At the same time, European banking regulations reduced the capital charge for holding AAA-rated securitized assets, which made subprime-backed bonds and collateralized debt obligations (CDOs) extremely attractive to European banks. Further, the search for yield in money markets led many U.S.-based money market mutual fund managers to lend dollars to European banks to fund these purchases. As Professor Hyun Shin of Princeton explains in a recent paper, the “savings glut” argument is focused on net lending and that seems misplaced given that changes in the volume of gross capital flows appear to be the defining feature of the period just before the crisis.

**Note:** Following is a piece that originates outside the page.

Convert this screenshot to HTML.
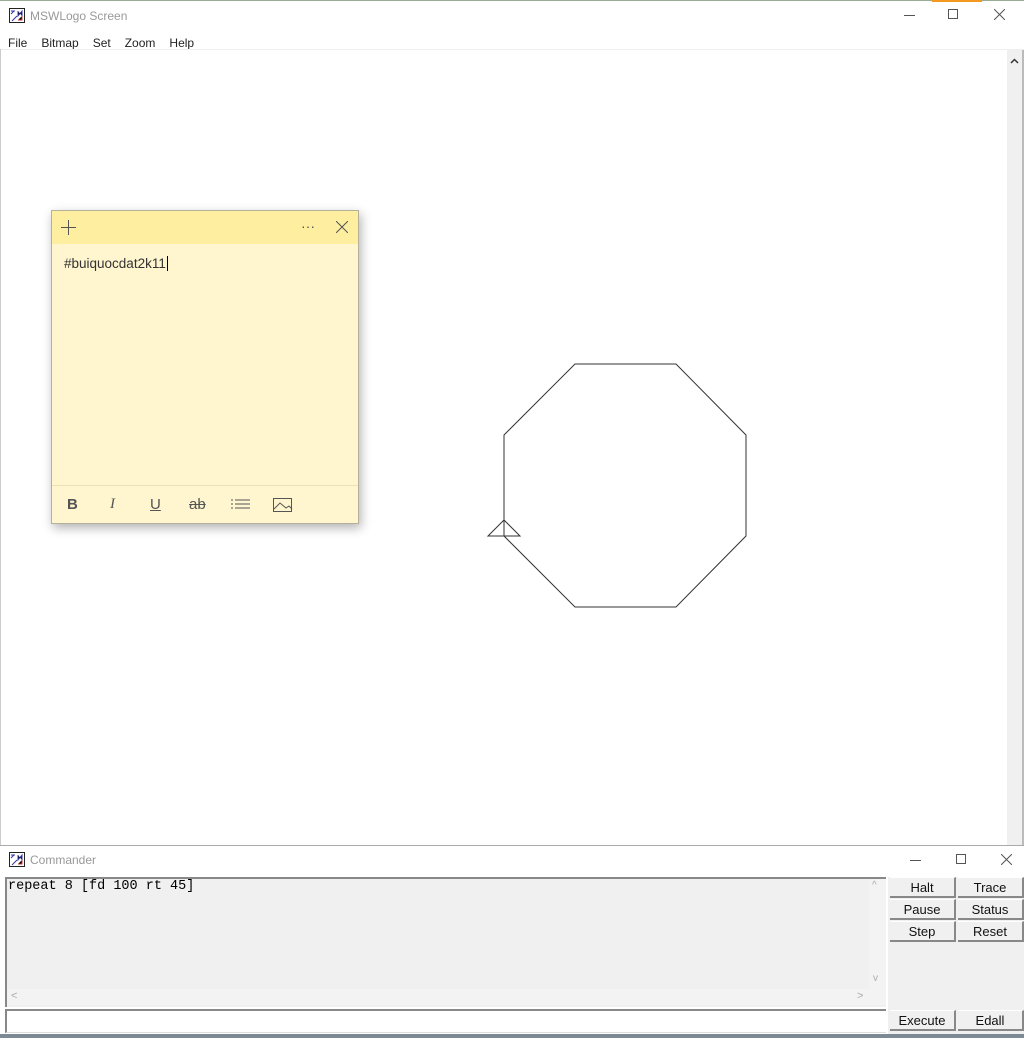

The BIS view has important consequences for the near term because it suggests both the housing bubble and current account deficit were the natural consequence of excessive low interest rates. Artificially low interest rates encourage savers to spend more now and save less, which reduces the pool of savings and forces more investment to be financed from abroad. At the same time, bad regulation can generate bad outcomes by creating perverse incentives for European banks to hold “safe assets” or make money market mutual funds’ wholesale lending to those banks seem less risky than it is. As with subprime loans, the debate over the causes and consequences of global imbalances will rage for some time, but it is clear that the BIS alternative narrative deserves much closer attention that it has received to-date.